FILE - A plastic bottle and a tire are seen near a fishing boat on Fundao beach in Guanabara Bay in Rio de Janeiro, March 13, 2014.

International Olympic Committee members meeting in Rio de Janeiro this week will understand if its waters are not completely clean for the sailing events in 2016, the state's governor said on Monday.

"Of course they will understand if we don't meet our target," state governor Luiz Fernando Pezao told reporters on Monday, stressing again that Rio's priority was cleaning up the Guanabara Bay for future generations.

"We are going to show them that we are making lots of investment in this area," Pezao added.

The dirty state of the bay's waters are sure to be a topic of conversation for IOC members.

When it bid to host the 2016 Olympic Games, Rio said it would cut the amount of raw sewage flowing into the bay by 80 percent but has since admitted it is unlikely to meet that target.
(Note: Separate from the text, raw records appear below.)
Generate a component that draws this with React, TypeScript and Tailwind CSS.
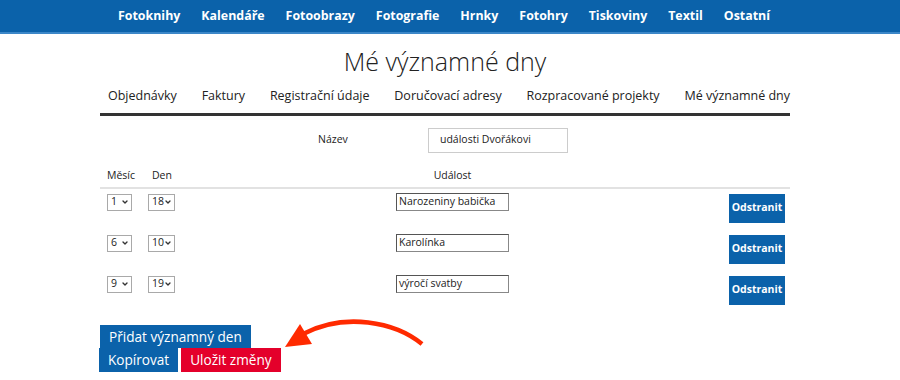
import { ChevronDown } from 'lucide-react';

const navItems = ['Fotoknihy', 'Kalendáře', 'Fotoobrazy', 'Fotografie', 'Hrnky', 'Fotohry', 'Tiskoviny', 'Textil', 'Ostatní'];
const tabs = ['Objednávky', 'Faktury', 'Registrační údaje', 'Doručovací adresy', 'Rozpracované projekty', 'Mé významné dny'];
const rows = [
  { month: '1', day: '18', name: 'Narozeniny babička' },
  { month: '6', day: '10', name: 'Karolínka' },
  { month: '9', day: '19', name: 'výročí svatby' },
];

function FakeSelect({ value, width }: { value: string; width: string }) {
  return (
    <div className={`${width} h-[17px] border border-[#a9a9a9] bg-white flex items-center justify-between pl-[3px] pr-[2px] text-[10.5px] text-[#222]`}>
      <span>{value}</span>
      <ChevronDown className="w-[8px] h-[8px] text-[#333]" strokeWidth={4} />
    </div>
  );
}

export default function App() {
  return (
    <div className="w-[900px] h-[380px] bg-white overflow-hidden relative font-['Open_Sans',sans-serif] text-[#222]">
      {/* top menu */}
      <div className="h-[34px] bg-[#0b62aa] border-b-2 border-[#3c87c8] flex items-center justify-center gap-[21px] pr-[12px] text-white font-bold text-[12.4px]">
        {navItems.map((n) => (
          <span key={n}>{n}</span>
        ))}
      </div>

      <h1 className="text-center text-[25px] font-light leading-[36px] mt-[9px] pr-[10px] text-[#222]">Mé významné dny</h1>

      <div className="ml-[100px] w-[690px]">
        <div className="flex justify-between pl-[8px] mt-[8px] text-[12.5px] pb-[7px] border-b-[3px] border-[#333]">
          {tabs.map((t) => (
            <span key={t}>{t}</span>
          ))}
        </div>

        <div className="flex items-center mt-[12px] h-[25px]">
          <span className="ml-[218px] w-[110px] text-[10.5px]">Název</span>
          <div className="w-[140px] h-[25px] border border-[#ccc] flex items-center pl-[11px] text-[10.5px]">události Dvořákovi</div>
        </div>

        <div className="flex items-center mt-[15px] text-[10.5px] pb-[3px] border-b-2 border-[#e2e2e2]">
          <span className="ml-[7px] w-[45px]">Měsíc</span>
          <span className="w-[244px]">Den</span>
          <span className="w-[113px] text-center">Událost</span>
        </div>

        <div className="flex flex-col gap-[12px] mt-[4px]">
          {rows.map((r) => (
            <div key={r.name} className="flex items-start h-[29px]">
              <div className="ml-[7px] mt-[1px]">
                <FakeSelect value={r.month} width="w-[25px]" />
              </div>
              <div className="ml-[16px] mt-[1px]">
                <FakeSelect value={r.day} width="w-[27px]" />
              </div>
              <div className="ml-[221px] w-[113px] h-[18px] border border-[#888] border-t-[#555] border-l-[#555] flex items-center pl-[2px] text-[10.5px]">
                {r.name}
              </div>
              <button className="ml-auto mr-[5px] mt-[1px] w-[56px] h-[29px] bg-[#0b62aa] text-white font-bold text-[10.5px]">Odstranit</button>
            </div>
          ))}
        </div>

        <div className="mt-[21px] flex flex-col items-start text-[13.6px] text-white">
          <button className="bg-[#0b62aa] h-[23px] px-[9px] leading-[23px]">Přidat významný den</button>
          <div className="flex gap-[3px]">
            <button className="bg-[#0b62aa] h-[24px] px-[9px] leading-[24px] -ml-[1px]">Kopírovat</button>
            <button className="bg-[#e4002b] h-[24px] px-[9px] leading-[24px]">Uložit změny</button>
          </div>
        </div>
      </div>

      {/* annotation arrow */}
      <svg className="absolute left-0 top-0" width="900" height="380" viewBox="0 0 900 380">
        <path d="M422 344 C 395 322, 345 312, 303 334" fill="none" stroke="#ff2a00" strokeWidth="4.5" />
        <polygon points="285,347 300,324 312,344" fill="#ff2a00" />
      </svg>
    </div>
  );
}
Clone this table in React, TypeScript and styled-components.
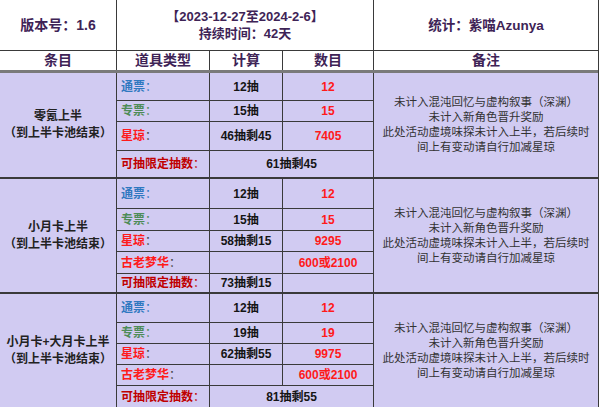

Earlier this month Pezao said the amount of sewage treated before being dumped into the bay had increased from 17 percent to 49 percent with 18 months before the Games begin.

The cleaning of Guanabara Bay was a key part of Rio's bid and has long been a goal of various local governments.

Hundreds of millions of dollars have already been spent but the waters remain fetid, with Olympic sailors who visited the city for test events complaining of floating sofas and animal carcasses.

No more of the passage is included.